National-Socialist Germany was a manifestation of the ὕβρις of a tyrannos, and thus – perhaps for others as well as for those of the Western tradition – was a cultural πάθει μάθος; an opportunity for us to learn and so avoid making that error again.” The Uncertitude of Knowing (second edition 2011)

“Extremists fail to understand, to appreciate, to know, to apprehend, what is important about human beings and human living; what the simple reality, the simple nature, the real physis, of the majority of human beings and of society is and are, and thus what innocence means and implies. That is, there is a failure to know, to appreciate, what is good, and natural and numinous and innocent, in respect of human beings and of society.

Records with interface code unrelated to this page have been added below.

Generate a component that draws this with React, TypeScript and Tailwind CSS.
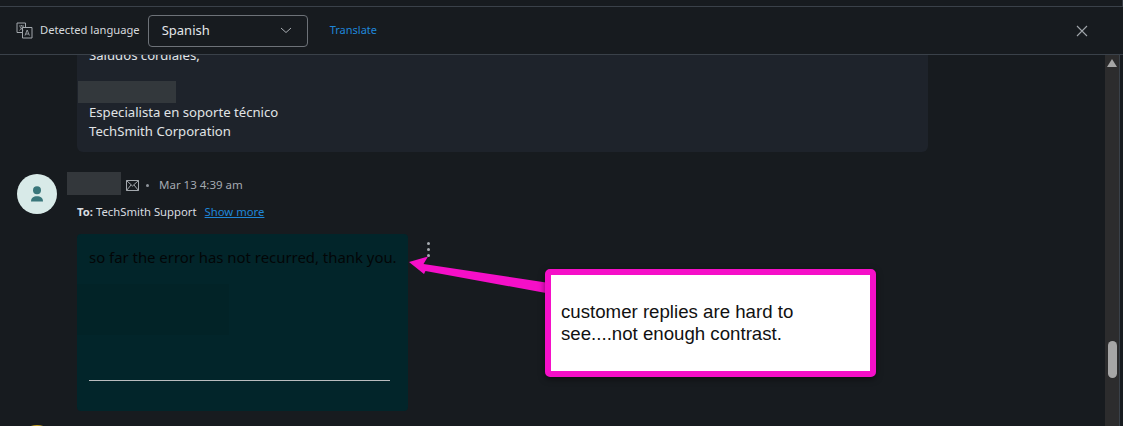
import React from "react";

const font = { fontFamily: '"Noto Sans", sans-serif' };

function TranslateIcon() {
  return (
    <svg width="17" height="17" viewBox="0 0 17 17" fill="none" stroke="#a3a8ad" strokeWidth="1">
      <path d="M6.5 10.5H1V1h8.5v4" />
      <path d="M6.5 5.5h9.5v10.5H6.5z" />
      <path d="M3 4h5M5.5 3v1M3.5 8.5 7 4.5M4 5l3 3.5" strokeWidth="0.8" />
      <path d="M9 13.5l2.2-5.5 2.2 5.5M9.8 12h2.8" strokeWidth="0.9" />
    </svg>
  );
}

export default function App() {
  return (
    <div className="relative flex h-[426px] w-[1123px] flex-col overflow-hidden bg-[#171b1f] text-[#dfe3e6]" style={font}>
      <div className="h-[6px] shrink-0 border-r border-[#323840]" />
      <header className="flex h-[49px] shrink-0 items-center border-y border-[#3a4149] bg-[#171b1f] pl-[16px] pr-[35px]">
        <TranslateIcon />
        <span className="ml-[7px] text-[11.2px] text-[#d5d9dd]">Detected language</span>
        <div className="ml-[8px] flex h-[32px] w-[160px] items-center justify-between rounded-[4px] border border-[#6d7278] pl-[13px] pr-[15px] text-[13px] text-[#e4e7ea]">
          <span>Spanish</span>
          <svg width="12" height="7" viewBox="0 0 12 7" fill="none" stroke="#a8adb2" strokeWidth="1">
            <path d="M1 1l5 4.5L11 1" />
          </svg>
        </div>
        <button className="ml-[22px] text-[11px] text-[#1f86d8]">Translate</button>
        <svg className="ml-auto" width="12" height="12" viewBox="0 0 12 12" stroke="#a0a5aa" strokeWidth="1.1" fill="none">
          <path d="M1 1l10 10M11 1L1 11" />
        </svg>
      </header>

      <div className="flex min-h-0 flex-1">
        <main className="min-w-0 flex-1 overflow-hidden">
          <div className="ml-[77px] mt-[-21px] h-[118px] w-[851px] rounded-[6px] bg-[#1e232b] px-[12px] pt-[12px] text-[13.15px] leading-[19px] text-[#e0e3e6]">
            <p>Saludos cordiales,</p>
            <div className="ml-[-11px] mt-[16px] h-[22px] w-[98px] bg-[#33383c]" />
            <p>Especialista en soporte técnico</p>
            <p>TechSmith Corporation</p>
          </div>

          <section className="mt-[22px] flex pl-[17px]">
            <div className="flex h-[40px] w-[40px] shrink-0 items-center justify-center rounded-full bg-[#d8eae8]">
              <svg width="14" height="16" viewBox="0 0 14 16" fill="#39767a">
                <circle cx="7" cy="4.2" r="4" />
                <path d="M1 15.5c0-3.6 2.5-5.2 6-5.2s6 1.6 6 5.2z" />
              </svg>
            </div>
            <div className="ml-[20px] min-w-0">
              <div className="flex h-[22px] items-center text-[11.5px] text-[#a4aab1]">
                <div className="ml-[-10px] mt-[-4px] h-[23px] w-[54px] bg-[#33373b]" />
                <svg className="ml-[5px]" width="13" height="11" viewBox="0 0 13 11" fill="none" stroke="#a4a9ae" strokeWidth="1">
                  <path d="M.5.5h12v10H.5zM.5.5l6 5.5 6-5.5M.5 10.5 5 5M12.5 10.5 8 5" />
                </svg>
                <span className="ml-[7px] h-[3px] w-[3px] rounded-full bg-[#8f959c]" />
                <span className="ml-[10px]">Mar 13 4:39 am</span>
              </div>
              <div className="mt-[7px] flex h-[18px] items-center text-[11.3px] text-[#d9dde0]">
                <strong className="font-bold">To:</strong>
                <span className="ml-[3px]">TechSmith Support</span>
                <a className="ml-[8px] text-[#1f86d8] underline">Show more</a>
              </div>
            </div>
          </section>

          <div className="ml-[77px] mt-[13px] flex items-start">
            <div className="h-[177px] w-[331px] rounded-[4px] bg-[#02252a] px-[12px] pt-[12px] text-[14.9px] leading-[22px] text-[#030607]">
              <p className="whitespace-nowrap">so far the error has not recurred, thank you.</p>
              <div className="ml-[-12px] mt-[16px] h-[51px] w-[152px] bg-[#022327]" />
              <div className="mt-[45px] h-px w-[301px] bg-[#b9bcbe]" />
            </div>
            <div className="ml-[19px] mt-[8px] flex flex-col gap-[3px]">
              <span className="h-[3px] w-[3px] rounded-full bg-[#a6abb0]" />
              <span className="h-[3px] w-[3px] rounded-full bg-[#a6abb0]" />
              <span className="h-[3px] w-[3px] rounded-full bg-[#a6abb0]" />
            </div>
          </div>

          <div className="ml-[17px] mt-[14px] h-[40px] w-[40px] rounded-full bg-[#c9a227]" />
        </main>

        <aside className="relative w-[14px] shrink-0 bg-[#2c2c2d]">
          <svg className="ml-[2px] mt-[4px]" width="10" height="8" viewBox="0 0 10 8" fill="#a6a6a6">
            <path d="M5 0l5 8H0z" />
          </svg>
          <div className="absolute left-[3px] top-[286px] h-[37px] w-[9px] rounded-full bg-[#a6a6a6]" />
        </aside>
        <div className="w-[4px] shrink-0 border-l border-[#3a4149]" />
      </div>

      <svg className="absolute left-[408px] top-[255px]" width="145" height="50" viewBox="0 0 145 50" fill="#f50fc8">
        <path d="M1 7 20 1.5 15.5 9 138 27.5 138 38 17.5 16 16 19z" />
      </svg>

      <div className="absolute left-[545px] top-[269px] flex h-[108px] w-[331px] items-center rounded-[5px] border-[6px] border-[#f50fc8] bg-white pl-[10px] text-[18.67px] leading-[22px] text-[#111] shadow-[0_2px_6px_rgba(0,0,0,0.5)]" style={{ fontFamily: '"Liberation Sans", sans-serif' }}>
        <p>customer replies are hard to<br />see....not enough contrast.</p>
      </div>
    </div>
  );
}
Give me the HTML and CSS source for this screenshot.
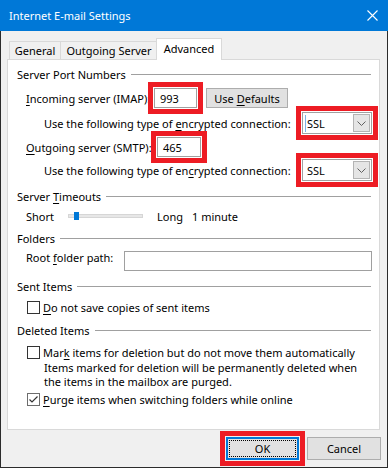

A failure to know, a failure to appreciate, a failure to feel what it is that empathy and pathei-mathos provide: the wisdom of our personal nature and personal needs; of our physis as rational – as balanced – human beings possessed of certain qualities, certain virtues, or capable of developing balance, capable of developing certain qualities, certain virtues, and thus having or of developing the ability to live in a certain manner: with fairness, with love, and without hatred and prejudice.

What is good, and natural – what should thus be appreciated, and respected, and not profaned by the arrogance (the hubris) of the extremist, and what empathy and pathei-mathos reveal – are the desire for personal love and the need to be loyally loved; the need for a family and the bonds of love within a family that lead to the desire to protect, care for, work for, and if necessary defend one’s loved ones. The desire for a certain security and stability and peace, manifest in a home, in sufficiency of food, in playfulness, in friends, in tolerance, in a lack of danger. The need for the dignity, the self-respect, that work, that giving love and being loved, provide.

Our societies have evolved, painfully slowly, to try and provide such simple, such human, such natural, such ineluctably personal, things; to allow opportunities for such things; and have so evolved often because of individuals naturally gifted with empathy or who were inspired by their own pathei-mathos or that of others, and often and thus also so evolved because of the culture that such societies encouraged and sometimes developed, being as such culture was – via, for example, literature, music, memoirs, poetry, Art – the recorded/aural pathei-mathos and empathic understanding of others often combined with the recorded/aural pathei-mathos and the empathic understanding of others in other societies. A pathei-mathos and an understanding that may form or in some manner express the ethos of a society, and thence become an inspiration for certain laws intended to express, in a society, what is considered to be moral and thus provide and maintain or at least aid valued human and personal qualities such as the desire for stability, peace, a loving home, sufficiency of food, and the need for the dignity of work.” Recuyle of the Philosophy of Pathei-Mathos (2012)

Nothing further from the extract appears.